Retype exactly the lines below, beginning with the first and ending with the line where "selected = false;" appears.

#### Material provided
____
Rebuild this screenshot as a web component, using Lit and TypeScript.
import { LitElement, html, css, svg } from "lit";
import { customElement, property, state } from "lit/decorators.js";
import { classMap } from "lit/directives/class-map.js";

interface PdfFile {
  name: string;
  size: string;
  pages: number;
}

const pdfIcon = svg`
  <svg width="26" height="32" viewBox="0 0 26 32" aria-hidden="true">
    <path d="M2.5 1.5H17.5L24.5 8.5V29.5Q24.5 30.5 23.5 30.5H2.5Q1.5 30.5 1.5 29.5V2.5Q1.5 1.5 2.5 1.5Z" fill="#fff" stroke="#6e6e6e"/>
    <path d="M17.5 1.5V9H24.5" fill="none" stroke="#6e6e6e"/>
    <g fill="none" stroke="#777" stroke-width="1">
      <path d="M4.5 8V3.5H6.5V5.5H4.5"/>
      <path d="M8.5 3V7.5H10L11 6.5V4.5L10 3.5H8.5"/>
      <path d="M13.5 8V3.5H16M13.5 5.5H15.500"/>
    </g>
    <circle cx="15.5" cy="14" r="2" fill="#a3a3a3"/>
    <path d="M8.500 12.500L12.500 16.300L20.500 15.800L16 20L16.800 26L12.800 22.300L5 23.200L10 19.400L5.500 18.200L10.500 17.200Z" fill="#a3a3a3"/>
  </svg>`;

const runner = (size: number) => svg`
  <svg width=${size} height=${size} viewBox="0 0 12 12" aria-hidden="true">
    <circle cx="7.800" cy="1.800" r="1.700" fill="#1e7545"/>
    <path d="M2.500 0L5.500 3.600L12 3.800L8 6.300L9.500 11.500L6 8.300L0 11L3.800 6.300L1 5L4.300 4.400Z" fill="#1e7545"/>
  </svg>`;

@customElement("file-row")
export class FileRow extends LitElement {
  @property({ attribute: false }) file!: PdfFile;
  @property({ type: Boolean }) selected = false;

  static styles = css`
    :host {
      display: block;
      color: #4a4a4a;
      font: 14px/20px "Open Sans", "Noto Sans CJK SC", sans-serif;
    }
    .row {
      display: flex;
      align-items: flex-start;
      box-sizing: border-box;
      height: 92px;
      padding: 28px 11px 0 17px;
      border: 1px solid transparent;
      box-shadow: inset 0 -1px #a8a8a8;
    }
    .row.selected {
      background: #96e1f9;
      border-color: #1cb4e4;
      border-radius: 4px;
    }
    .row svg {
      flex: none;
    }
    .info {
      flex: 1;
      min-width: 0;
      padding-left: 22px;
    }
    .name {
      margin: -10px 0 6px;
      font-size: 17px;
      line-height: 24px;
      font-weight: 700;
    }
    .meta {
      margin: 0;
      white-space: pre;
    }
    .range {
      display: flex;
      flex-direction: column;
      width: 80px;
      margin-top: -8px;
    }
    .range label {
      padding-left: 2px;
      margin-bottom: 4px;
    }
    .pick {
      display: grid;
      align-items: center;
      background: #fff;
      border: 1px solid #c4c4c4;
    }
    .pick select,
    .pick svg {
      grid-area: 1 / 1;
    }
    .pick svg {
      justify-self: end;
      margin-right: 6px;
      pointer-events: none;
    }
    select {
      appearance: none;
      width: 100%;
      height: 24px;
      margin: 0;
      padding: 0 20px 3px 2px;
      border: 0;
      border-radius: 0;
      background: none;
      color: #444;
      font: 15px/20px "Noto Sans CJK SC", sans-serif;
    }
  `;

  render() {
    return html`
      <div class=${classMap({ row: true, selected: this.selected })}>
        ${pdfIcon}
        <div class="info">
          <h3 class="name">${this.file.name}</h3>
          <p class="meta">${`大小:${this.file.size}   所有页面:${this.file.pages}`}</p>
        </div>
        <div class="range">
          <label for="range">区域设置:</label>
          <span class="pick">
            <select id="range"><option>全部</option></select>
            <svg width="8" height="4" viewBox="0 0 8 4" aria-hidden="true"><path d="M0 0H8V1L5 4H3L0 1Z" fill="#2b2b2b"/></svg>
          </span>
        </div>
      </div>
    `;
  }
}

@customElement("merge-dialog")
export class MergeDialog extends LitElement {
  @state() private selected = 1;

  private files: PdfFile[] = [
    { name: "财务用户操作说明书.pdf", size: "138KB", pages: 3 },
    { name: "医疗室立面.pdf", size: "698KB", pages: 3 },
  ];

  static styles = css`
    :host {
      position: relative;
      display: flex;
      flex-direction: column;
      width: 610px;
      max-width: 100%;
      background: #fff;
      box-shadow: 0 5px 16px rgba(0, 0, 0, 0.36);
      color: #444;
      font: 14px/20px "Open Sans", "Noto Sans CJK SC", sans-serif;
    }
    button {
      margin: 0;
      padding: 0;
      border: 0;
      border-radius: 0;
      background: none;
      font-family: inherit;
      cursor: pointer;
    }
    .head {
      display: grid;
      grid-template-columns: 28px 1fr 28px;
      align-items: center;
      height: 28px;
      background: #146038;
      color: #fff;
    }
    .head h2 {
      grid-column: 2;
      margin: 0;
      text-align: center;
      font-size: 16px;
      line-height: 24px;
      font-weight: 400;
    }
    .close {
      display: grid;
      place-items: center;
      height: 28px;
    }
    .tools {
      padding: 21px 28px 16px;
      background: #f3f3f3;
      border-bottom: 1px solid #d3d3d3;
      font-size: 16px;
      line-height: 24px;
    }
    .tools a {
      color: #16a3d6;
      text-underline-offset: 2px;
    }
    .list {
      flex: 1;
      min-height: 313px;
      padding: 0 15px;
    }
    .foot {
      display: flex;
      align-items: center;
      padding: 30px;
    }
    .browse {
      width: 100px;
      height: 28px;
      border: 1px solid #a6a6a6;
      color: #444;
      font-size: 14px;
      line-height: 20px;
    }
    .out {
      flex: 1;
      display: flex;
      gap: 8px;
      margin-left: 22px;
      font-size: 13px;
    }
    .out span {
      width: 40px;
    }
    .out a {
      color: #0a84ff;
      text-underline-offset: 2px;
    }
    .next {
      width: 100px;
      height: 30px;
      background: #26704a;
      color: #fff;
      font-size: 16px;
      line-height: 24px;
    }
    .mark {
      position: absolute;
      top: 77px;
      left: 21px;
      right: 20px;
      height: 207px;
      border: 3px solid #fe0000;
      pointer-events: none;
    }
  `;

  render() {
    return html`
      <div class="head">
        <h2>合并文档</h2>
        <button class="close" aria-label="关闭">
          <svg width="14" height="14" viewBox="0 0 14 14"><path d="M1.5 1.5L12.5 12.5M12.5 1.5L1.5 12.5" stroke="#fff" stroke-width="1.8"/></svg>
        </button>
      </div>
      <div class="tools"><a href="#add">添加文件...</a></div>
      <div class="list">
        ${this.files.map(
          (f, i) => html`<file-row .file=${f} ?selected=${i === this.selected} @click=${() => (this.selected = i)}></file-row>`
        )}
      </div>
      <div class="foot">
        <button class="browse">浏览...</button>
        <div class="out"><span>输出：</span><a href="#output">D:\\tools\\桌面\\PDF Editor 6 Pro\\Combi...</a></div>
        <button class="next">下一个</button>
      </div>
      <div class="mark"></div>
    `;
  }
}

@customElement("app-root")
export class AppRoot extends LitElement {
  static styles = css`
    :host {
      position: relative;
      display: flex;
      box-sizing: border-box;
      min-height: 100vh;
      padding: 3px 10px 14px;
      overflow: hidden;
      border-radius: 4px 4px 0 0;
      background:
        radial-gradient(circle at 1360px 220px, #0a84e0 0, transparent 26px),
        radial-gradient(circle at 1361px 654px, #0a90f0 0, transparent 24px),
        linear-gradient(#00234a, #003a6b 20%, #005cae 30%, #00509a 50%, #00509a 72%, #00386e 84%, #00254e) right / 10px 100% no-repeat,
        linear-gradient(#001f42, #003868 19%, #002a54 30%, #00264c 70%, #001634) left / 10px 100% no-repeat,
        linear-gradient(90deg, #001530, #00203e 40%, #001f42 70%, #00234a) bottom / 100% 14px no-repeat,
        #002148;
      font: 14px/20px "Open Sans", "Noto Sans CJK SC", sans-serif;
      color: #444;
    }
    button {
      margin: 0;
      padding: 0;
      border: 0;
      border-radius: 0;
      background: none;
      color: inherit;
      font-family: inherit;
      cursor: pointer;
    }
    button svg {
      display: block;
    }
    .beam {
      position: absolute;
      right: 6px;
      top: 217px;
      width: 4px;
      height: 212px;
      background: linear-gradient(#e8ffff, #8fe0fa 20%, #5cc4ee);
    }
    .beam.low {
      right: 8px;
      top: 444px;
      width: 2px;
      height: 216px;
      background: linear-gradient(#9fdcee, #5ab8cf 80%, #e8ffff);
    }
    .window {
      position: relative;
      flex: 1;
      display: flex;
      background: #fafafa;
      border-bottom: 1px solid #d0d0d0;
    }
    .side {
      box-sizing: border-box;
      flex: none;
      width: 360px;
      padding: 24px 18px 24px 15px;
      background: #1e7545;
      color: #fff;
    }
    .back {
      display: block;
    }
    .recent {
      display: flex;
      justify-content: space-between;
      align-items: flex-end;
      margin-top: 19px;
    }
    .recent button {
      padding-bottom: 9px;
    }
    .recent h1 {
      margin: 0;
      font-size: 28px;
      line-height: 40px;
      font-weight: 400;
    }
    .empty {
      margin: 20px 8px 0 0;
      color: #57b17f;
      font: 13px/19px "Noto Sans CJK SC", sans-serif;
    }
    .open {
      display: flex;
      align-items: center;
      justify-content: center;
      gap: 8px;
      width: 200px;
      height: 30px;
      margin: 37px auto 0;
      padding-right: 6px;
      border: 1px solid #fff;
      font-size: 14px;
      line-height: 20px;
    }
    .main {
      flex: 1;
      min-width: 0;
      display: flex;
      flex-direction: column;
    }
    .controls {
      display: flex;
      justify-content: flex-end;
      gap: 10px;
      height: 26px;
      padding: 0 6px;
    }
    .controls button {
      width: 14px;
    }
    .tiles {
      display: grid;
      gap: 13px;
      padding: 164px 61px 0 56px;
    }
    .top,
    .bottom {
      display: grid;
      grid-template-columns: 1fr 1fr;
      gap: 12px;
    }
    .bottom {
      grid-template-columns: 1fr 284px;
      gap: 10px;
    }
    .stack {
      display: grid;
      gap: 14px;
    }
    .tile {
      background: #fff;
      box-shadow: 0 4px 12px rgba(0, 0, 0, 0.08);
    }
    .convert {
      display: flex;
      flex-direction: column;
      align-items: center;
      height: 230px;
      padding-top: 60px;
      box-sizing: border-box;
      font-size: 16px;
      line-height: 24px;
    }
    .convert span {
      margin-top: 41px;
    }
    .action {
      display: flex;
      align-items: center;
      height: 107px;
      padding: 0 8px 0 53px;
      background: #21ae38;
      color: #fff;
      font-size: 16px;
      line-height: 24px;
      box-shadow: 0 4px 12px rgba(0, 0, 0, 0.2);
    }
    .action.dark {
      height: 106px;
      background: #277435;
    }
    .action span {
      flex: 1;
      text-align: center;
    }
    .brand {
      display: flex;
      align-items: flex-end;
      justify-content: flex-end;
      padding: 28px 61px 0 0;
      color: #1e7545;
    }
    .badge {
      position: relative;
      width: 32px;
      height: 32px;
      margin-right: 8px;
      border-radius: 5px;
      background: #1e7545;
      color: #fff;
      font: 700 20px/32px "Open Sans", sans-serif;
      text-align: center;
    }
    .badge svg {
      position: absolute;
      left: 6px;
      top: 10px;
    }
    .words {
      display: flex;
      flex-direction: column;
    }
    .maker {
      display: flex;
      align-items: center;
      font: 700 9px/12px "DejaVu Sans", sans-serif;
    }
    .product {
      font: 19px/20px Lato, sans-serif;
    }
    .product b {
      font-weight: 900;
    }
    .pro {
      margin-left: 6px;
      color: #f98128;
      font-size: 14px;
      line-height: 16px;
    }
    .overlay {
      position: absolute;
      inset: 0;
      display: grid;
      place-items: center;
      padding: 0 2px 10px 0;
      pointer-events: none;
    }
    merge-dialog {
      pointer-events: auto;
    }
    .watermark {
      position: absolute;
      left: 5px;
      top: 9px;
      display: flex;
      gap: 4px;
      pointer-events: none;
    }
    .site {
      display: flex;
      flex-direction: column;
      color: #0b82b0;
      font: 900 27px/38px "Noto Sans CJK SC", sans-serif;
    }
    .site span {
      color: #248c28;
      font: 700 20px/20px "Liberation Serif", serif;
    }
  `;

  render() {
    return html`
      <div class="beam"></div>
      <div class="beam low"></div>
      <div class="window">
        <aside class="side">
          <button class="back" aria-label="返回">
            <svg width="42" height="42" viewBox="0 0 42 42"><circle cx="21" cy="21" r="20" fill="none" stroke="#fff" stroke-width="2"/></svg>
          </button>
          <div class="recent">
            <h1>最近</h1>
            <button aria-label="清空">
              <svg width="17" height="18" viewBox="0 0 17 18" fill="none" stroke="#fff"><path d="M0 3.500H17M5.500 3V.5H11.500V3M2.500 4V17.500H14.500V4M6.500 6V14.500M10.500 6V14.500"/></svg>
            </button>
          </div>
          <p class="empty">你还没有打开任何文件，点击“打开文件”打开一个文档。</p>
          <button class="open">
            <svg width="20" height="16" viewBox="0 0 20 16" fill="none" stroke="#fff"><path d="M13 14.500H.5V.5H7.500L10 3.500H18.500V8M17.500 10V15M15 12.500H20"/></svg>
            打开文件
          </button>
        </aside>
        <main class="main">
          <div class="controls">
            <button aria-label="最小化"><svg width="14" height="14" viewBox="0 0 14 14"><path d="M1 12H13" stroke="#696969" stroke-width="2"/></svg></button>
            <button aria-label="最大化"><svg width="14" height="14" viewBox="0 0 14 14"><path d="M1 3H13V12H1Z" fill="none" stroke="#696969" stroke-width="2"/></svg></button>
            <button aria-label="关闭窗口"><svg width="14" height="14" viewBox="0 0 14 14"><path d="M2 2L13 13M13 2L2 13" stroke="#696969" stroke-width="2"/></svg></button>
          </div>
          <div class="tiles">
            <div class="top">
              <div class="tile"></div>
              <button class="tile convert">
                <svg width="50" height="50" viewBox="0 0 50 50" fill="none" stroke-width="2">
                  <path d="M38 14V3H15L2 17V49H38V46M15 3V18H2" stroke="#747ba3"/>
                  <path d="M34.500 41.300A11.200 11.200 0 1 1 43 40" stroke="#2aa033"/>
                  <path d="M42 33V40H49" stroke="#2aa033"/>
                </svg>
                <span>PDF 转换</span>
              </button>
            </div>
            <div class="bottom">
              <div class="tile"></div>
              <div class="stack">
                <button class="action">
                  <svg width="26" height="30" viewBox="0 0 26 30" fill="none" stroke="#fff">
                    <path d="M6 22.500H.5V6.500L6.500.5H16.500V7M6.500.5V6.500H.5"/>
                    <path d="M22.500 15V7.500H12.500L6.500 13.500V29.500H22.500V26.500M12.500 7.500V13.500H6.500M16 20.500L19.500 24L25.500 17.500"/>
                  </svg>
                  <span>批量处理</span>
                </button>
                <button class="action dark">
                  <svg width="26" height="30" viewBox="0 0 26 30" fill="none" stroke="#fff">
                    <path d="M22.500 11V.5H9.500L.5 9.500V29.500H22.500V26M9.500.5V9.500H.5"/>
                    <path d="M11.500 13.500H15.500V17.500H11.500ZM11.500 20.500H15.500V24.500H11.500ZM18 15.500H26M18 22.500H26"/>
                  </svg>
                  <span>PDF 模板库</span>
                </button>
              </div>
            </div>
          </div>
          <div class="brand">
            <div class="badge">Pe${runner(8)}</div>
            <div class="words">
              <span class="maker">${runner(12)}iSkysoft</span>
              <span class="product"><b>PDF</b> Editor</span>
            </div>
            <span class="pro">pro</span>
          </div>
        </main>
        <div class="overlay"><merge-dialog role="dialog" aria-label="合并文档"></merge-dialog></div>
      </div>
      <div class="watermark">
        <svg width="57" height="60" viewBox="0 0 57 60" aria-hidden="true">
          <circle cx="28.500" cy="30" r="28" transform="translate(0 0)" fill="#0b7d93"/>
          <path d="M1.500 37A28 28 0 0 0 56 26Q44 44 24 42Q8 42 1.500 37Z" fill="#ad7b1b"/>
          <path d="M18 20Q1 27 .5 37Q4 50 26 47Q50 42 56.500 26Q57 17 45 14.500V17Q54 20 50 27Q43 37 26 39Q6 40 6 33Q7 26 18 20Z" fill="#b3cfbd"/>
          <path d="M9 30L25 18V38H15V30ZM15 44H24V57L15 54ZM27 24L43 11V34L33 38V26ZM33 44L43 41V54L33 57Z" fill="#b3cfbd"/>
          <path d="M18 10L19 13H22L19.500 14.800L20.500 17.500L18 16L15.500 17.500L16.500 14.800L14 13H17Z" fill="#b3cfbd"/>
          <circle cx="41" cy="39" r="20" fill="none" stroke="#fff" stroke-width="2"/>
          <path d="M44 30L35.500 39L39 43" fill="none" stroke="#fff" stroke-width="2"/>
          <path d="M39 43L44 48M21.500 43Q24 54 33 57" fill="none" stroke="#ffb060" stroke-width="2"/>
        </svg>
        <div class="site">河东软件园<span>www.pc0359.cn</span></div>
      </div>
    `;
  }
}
____
#### The result
Rebuild this screenshot as a web component, using Lit and TypeScript.
import { LitElement, html, css, svg } from "lit";
import { customElement, property, state } from "lit/decorators.js";
import { classMap } from "lit/directives/class-map.js";

interface PdfFile {
  name: string;
  size: string;
  pages: number;
}

const pdfIcon = svg`
  <svg width="26" height="32" viewBox="0 0 26 32" aria-hidden="true">
    <path d="M2.5 1.5H17.5L24.5 8.5V29.5Q24.5 30.5 23.5 30.5H2.5Q1.5 30.5 1.5 29.5V2.5Q1.5 1.5 2.5 1.5Z" fill="#fff" stroke="#6e6e6e"/>
    <path d="M17.5 1.5V9H24.5" fill="none" stroke="#6e6e6e"/>
    <g fill="none" stroke="#777" stroke-width="1">
      <path d="M4.5 8V3.5H6.5V5.5H4.5"/>
      <path d="M8.5 3V7.5H10L11 6.5V4.5L10 3.5H8.5"/>
      <path d="M13.5 8V3.5H16M13.5 5.5H15.500"/>
    </g>
    <circle cx="15.5" cy="14" r="2" fill="#a3a3a3"/>
    <path d="M8.500 12.500L12.500 16.300L20.500 15.800L16 20L16.800 26L12.800 22.300L5 23.200L10 19.400L5.500 18.200L10.500 17.200Z" fill="#a3a3a3"/>
  </svg>`;

const runner = (size: number) => svg`
  <svg width=${size} height=${size} viewBox="0 0 12 12" aria-hidden="true">
    <circle cx="7.800" cy="1.800" r="1.700" fill="#1e7545"/>
    <path d="M2.500 0L5.500 3.600L12 3.800L8 6.300L9.500 11.500L6 8.300L0 11L3.800 6.300L1 5L4.300 4.400Z" fill="#1e7545"/>
  </svg>`;

@customElement("file-row")
export class FileRow extends LitElement {
  @property({ attribute: false }) file!: PdfFile;
  @property({ type: Boolean }) selected = false;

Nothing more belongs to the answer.